Array operations: Perform arithmetic and statistical operations while automatically ignoring masked elements.
Flexible masks: Masks can be boolean arrays or conditions applied to the data.
Integration: Compatible with most NumPy functions and supports seamless conversion to/from regular arrays.

Learning to use masked arrays effectively can simplify data cleaning, analysis, and computations on datasets with missing or invalid values.

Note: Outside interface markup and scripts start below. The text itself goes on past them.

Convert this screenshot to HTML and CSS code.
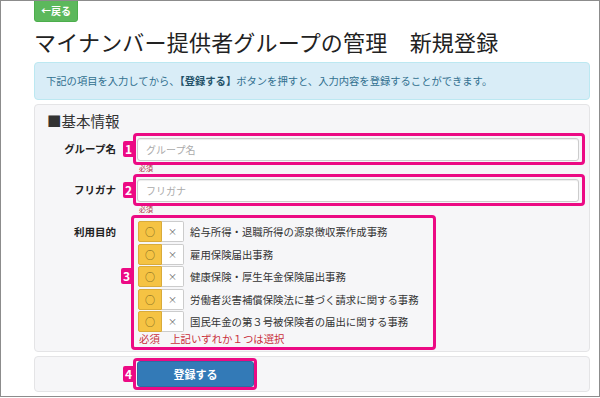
FILE: index.html
```html
<!DOCTYPE html>
<html lang="ja">
<head>
    <meta charset="UTF-8">
    <meta name="viewport" content="width=device-width, initial-scale=1.0">
    <title>マイナンバー提供者グループの管理 新規登録</title>
    <link rel="stylesheet" href="styles.css">
</head>
<body>
    <div class="frame">
        <a class="btn-back" href="#">&#8592;戻る</a>
        <h1 class="title">マイナンバー提供者グループの管理　新規登録</h1>
        <div class="alert">下記の項目を入力してから、<strong>【登録する】</strong>ボタンを押すと、入力内容を登録することができます。</div>

        <div class="panel panel-form">
            <h2 class="section">■基本情報</h2>

            <div class="form-row">
                <label class="form-label" for="groupName">グループ名</label>
                <div class="form-field">
                    <div class="mark">
                        <span class="mark-no">1</span>
                        <input class="text-input" type="text" id="groupName" placeholder="グループ名">
                    </div>
                    <div class="req-small">必須</div>
                </div>
            </div>

            <div class="form-row">
                <label class="form-label" for="groupKana">フリガナ</label>
                <div class="form-field">
                    <div class="mark">
                        <span class="mark-no">2</span>
                        <input class="text-input" type="text" id="groupKana" placeholder="フリガナ">
                    </div>
                    <div class="req-small">必須</div>
                </div>
            </div>

            <div class="form-row">
                <div class="form-label label-top">利用目的</div>
                <div class="form-field">
                    <div class="mark mark-group">
                        <span class="mark-no mark-no-group">3</span>
                        <div class="purpose">
                            <span class="toggle-on">○</span><span class="toggle-off">×</span>
                            <span class="purpose-text">給与所得・退職所得の源泉徴収票作成事務</span>
                        </div>
                        <div class="purpose">
                            <span class="toggle-on">○</span><span class="toggle-off">×</span>
                            <span class="purpose-text">雇用保険届出事務</span>
                        </div>
                        <div class="purpose">
                            <span class="toggle-on">○</span><span class="toggle-off">×</span>
                            <span class="purpose-text">健康保険・厚生年金保険届出事務</span>
                        </div>
                        <div class="purpose">
                            <span class="toggle-on">○</span><span class="toggle-off">×</span>
                            <span class="purpose-text">労働者災害補償保険法に基づく請求に関する事務</span>
                        </div>
                        <div class="purpose">
                            <span class="toggle-on">○</span><span class="toggle-off">×</span>
                            <span class="purpose-text">国民年金の第３号被保険者の届出に関する事務</span>
                        </div>
                        <div class="req-note">必須　上記いずれか１つは選択</div>
                    </div>
                </div>
            </div>
        </div>

        <div class="panel panel-actions">
            <div class="mark mark-btn">
                <span class="mark-no">4</span>
                <button class="btn-submit" type="button">登録する</button>
            </div>
        </div>
    </div>
</body>
</html>
```

FILE: styles.css
```css
body {
    margin: 0;
    padding: 0;
    background-color: #fff;
    font-family: "Noto Sans CJK JP", "Noto Sans", sans-serif;
    color: #333;
}
.frame {
    height: 397px;
    box-sizing: border-box;
    border: 1px solid #8c8c8c;
    padding: 0 9px 0 33px;
    overflow: hidden;
}
.btn-back {
    display: block;
    margin-top: -1px;
    height: 22px;
    width: 44px;
    box-sizing: border-box;
    line-height: 20px;
    text-align: center;
    font-size: 10px;
    font-weight: bold;
    color: #fff;
    text-decoration: none;
    background-color: #5cb85c;
    border: 1px solid #4cae4c;
    border-radius: 0 0 3px 3px;
}
.title {
    margin: 4px 0 6px;
    font-size: 22px;
    line-height: 30px;
    font-weight: normal;
    color: #222;
    letter-spacing: 0.2px;
}
.alert {
    padding: 11px 11px;
    font-size: 10.3px;
    line-height: 14px;
    color: #31708f;
    background-color: #d9edf7;
    border: 1px solid #bce8f1;
    border-radius: 4px;
}
.alert strong {
    color: #245269;
}
.panel {
    margin-top: 4px;
    background-color: #f6f6f8;
    border: 1px solid #e4e4e6;
    border-radius: 4px;
}
.panel-form {
    padding: 6px 4px 1px 12px;
}
.section {
    margin: 0 0 2px;
    font-size: 14.5px;
    line-height: 20px;
    font-weight: normal;
    color: #333;
}
.form-row {
    display: grid;
    grid-template-columns: 86px 1fr;
}
.form-label {
    padding-right: 17px;
    text-align: right;
    font-size: 10.5px;
    font-weight: bold;
    line-height: 32px;
    color: #222;
}
.label-top {
    line-height: 34px;
}
.mark {
    position: relative;
    padding: 2px 3px 1px 1px;
    border: 3px solid #ec0a84;
    border-radius: 4px;
}
.mark-no {
    position: absolute;
    left: -13px;
    top: 50%;
    transform: translateY(-50%);
    width: 11px;
    height: 16px;
    line-height: 16px;
    text-align: center;
    font-size: 12px;
    font-weight: bold;
    color: #fff;
    background-color: #ec0a84;
    border-radius: 2px 0 0 2px;
}
.text-input {
    display: block;
    width: 100%;
    height: 23px;
    box-sizing: border-box;
    padding: 0 8px;
    font-family: inherit;
    font-size: 10px;
    color: #555;
    background-color: #fff;
    border: 1px solid #ccc;
    border-radius: 3px;
    box-shadow: inset 0 1px 1px rgba(0, 0, 0, 0.075);
}
.text-input::placeholder {
    color: #aaa;
}
.req-small {
    height: 9px;
    padding-left: 6px;
    font-size: 7px;
    line-height: 7px;
    color: #b03040;
}
.mark-group {
    width: 295px;
    margin-left: -2px;
    padding: 3px 0 0 4px;
}
.mark-no-group {
    top: 50px;
    transform: none;
}
.purpose {
    display: flex;
    align-items: center;
    height: 21px;
    margin-bottom: 1.5px;
}
.toggle-on,
.toggle-off {
    height: 21px;
    box-sizing: border-box;
    line-height: 19px;
    text-align: center;
    border: 1px solid #ccc;
}
.toggle-on {
    width: 24px;
    font-size: 10px;
    color: #6b5a1c;
    background-color: #f5c343;
    border-color: #d9ab3a;
    border-radius: 2px 0 0 2px;
}
.toggle-off {
    width: 22px;
    font-size: 9px;
    color: #666;
    background-color: #fff;
    border-left: none;
    border-radius: 0 2px 2px 0;
}
.purpose-text {
    margin-left: 6px;
    font-size: 10.4px;
    color: #333;
}
.req-note {
    height: 14px;
    margin-top: -1px;
    padding-left: 1px;
    font-size: 10.4px;
    line-height: 12px;
    color: #c9303c;
}
.panel-actions {
    padding: 1px 0 1px 98px;
}
.mark-btn {
    display: inline-block;
    padding: 0 0 0 1px;
    vertical-align: top;
}
.btn-submit {
    display: block;
    width: 117px;
    height: 26px;
    padding: 0;
    font-family: inherit;
    font-size: 11px;
    font-weight: bold;
    color: #fff;
    background-color: #337ab7;
    border: 1px solid #2e6da4;
    border-radius: 3px;
    cursor: pointer;
}
```
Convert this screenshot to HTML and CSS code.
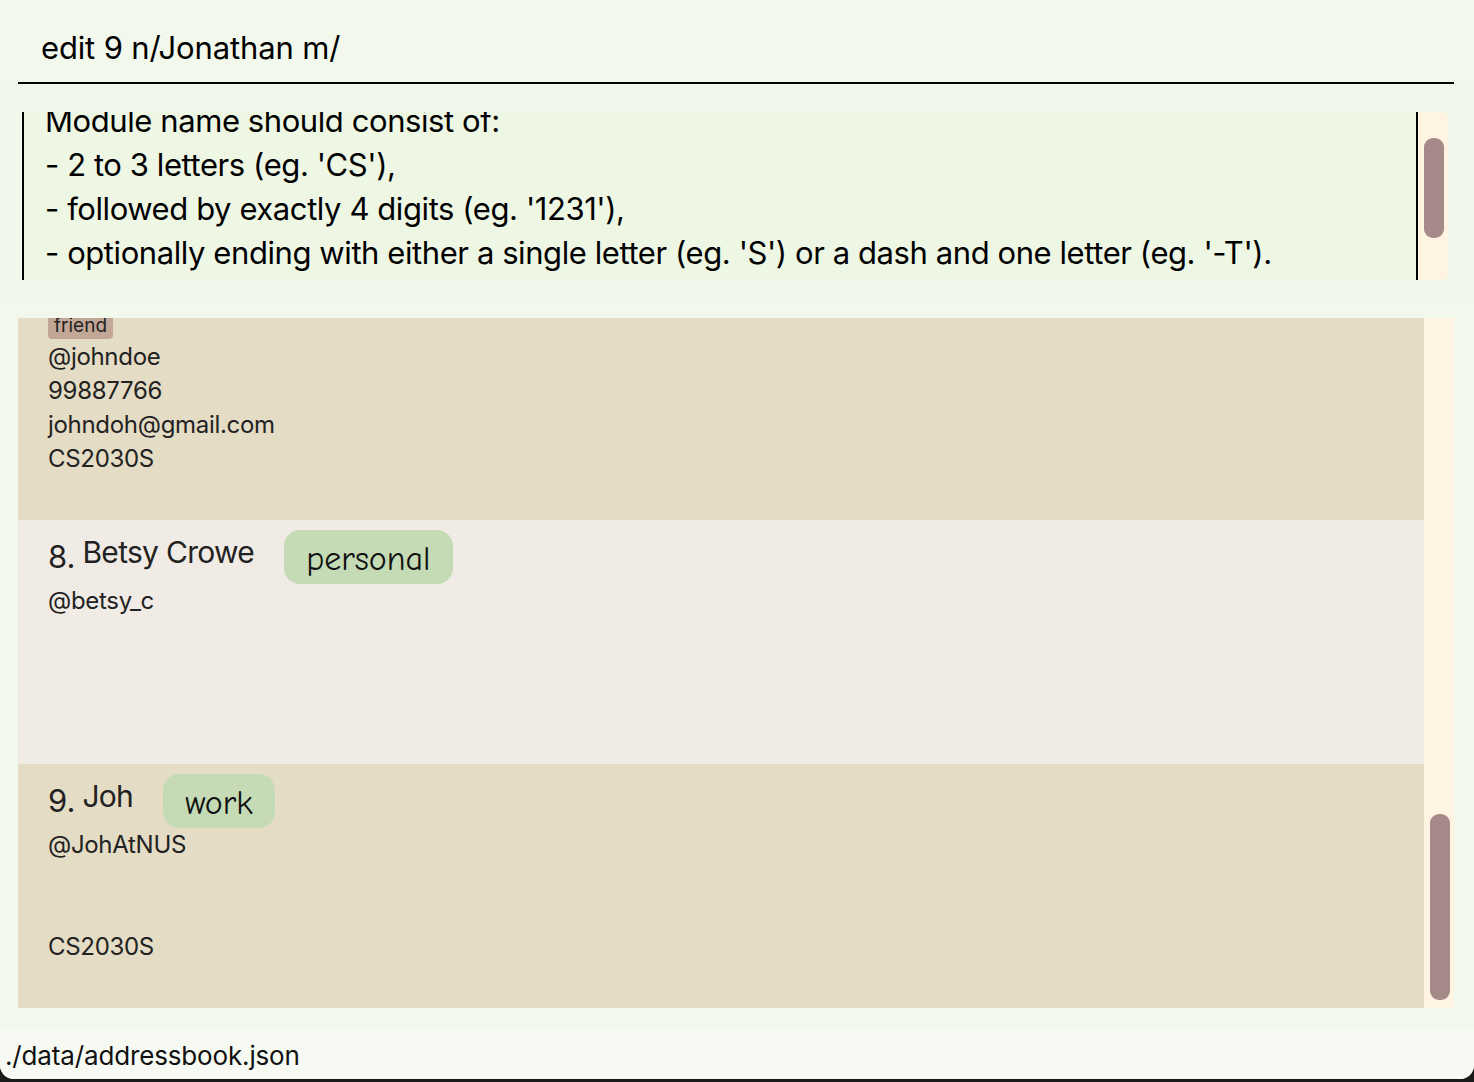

Creating a Basic Masked Array

NumPy's masked_array allows you to create arrays where some elements are marked as masked, meaning they are excluded from computations. This is useful for handling missing or invalid data without removing elements from the array.

python

import numpy as np

# Create a regular numpy array
data = np.array([1, 2, 3, -1, 5])

# Create a masked array, masking values less than 0
masked_arr = np.ma.masked_less(data, 0)

print(masked_arr)
print("Mask:", masked_arr.mask)

# Operations ignore masked values
print("Mean ignoring masked values:", masked_arr.mean())

import numpy as np

# Create a regular numpy array
data = np.array([1, 2, 3, -1, 5])

# Create a masked array, masking values less than 0
masked_arr = np.ma.masked_less(data, 0)

print(masked_arr)
print("Mask:", masked_arr.mask)

# Operations ignore masked values
print("Mean ignoring masked values:", masked_arr.mean())

How It Works:

np.ma.masked_less(data, 0) creates a masked array masking all values less than 0.
The masked elements are hidden and excluded from computations like mean, sum, etc.
The mask attribute is a boolean array indicating which elements are masked.

Output

[1 2 3 -- 5]
Mask: [False False False  True False]
Mean (ignoring masked values): 2.75

[1 2 3 -- 5]
Mask: [False False False  True False]
Mean (ignoring masked values): 2.75

Accessing and Modifying Masked Elements

Once you have a masked array, you can easily access the mask to see which elements are hidden, modify the mask, or fill masked elements with specific values.

python

import numpy as np

data = np.array([10, 20, -5, 30, -1])

# Mask values less than 0
masked_arr = np.ma.masked_less(data, 0)

# Access the mask (True means masked)
print("Mask:", masked_arr.mask)
print("Masked Array:", masked_arr) 

# Fill masked elements with a specific value (e.g., 0)
filled_arr = masked_arr.filled(0)
print("Filled array:", filled_arr)

# Modify the mask manually: unmask the last element
masked_arr.mask[-1] = False
print("Modified mask:", masked_arr.mask)
print("Array with modified mask:", masked_arr)

import numpy as np

data = np.array([10, 20, -5, 30, -1])

# Mask values less than 0
masked_arr = np.ma.masked_less(data, 0)

# Access the mask (True means masked)
print("Mask:", masked_arr.mask)
print("Masked Array:", masked_arr) 

# Fill masked elements with a specific value (e.g., 0)
filled_arr = masked_arr.filled(0)
print("Filled array:", filled_arr)

# Modify the mask manually: unmask the last element
masked_arr.mask[-1] = False
print("Modified mask:", masked_arr.mask)
print("Array with modified mask:", masked_arr)

How It Works:

masked_arr.mask shows which values are hidden. It returns a boolean array where True means the value is masked (ignored in calculations).
masked_arr.filled(0) replaces the masked (hidden) values with 0 and returns a normal NumPy array.
You can change which values are masked by directly editing the .mask array. For example, setting masked_arr.mask[-1] = False un-hides the last element.

Output

Mask: [False False  True False  True]
Masked Array: [10 20 -- 30 --]
Filled array: [10 20  0 30  0]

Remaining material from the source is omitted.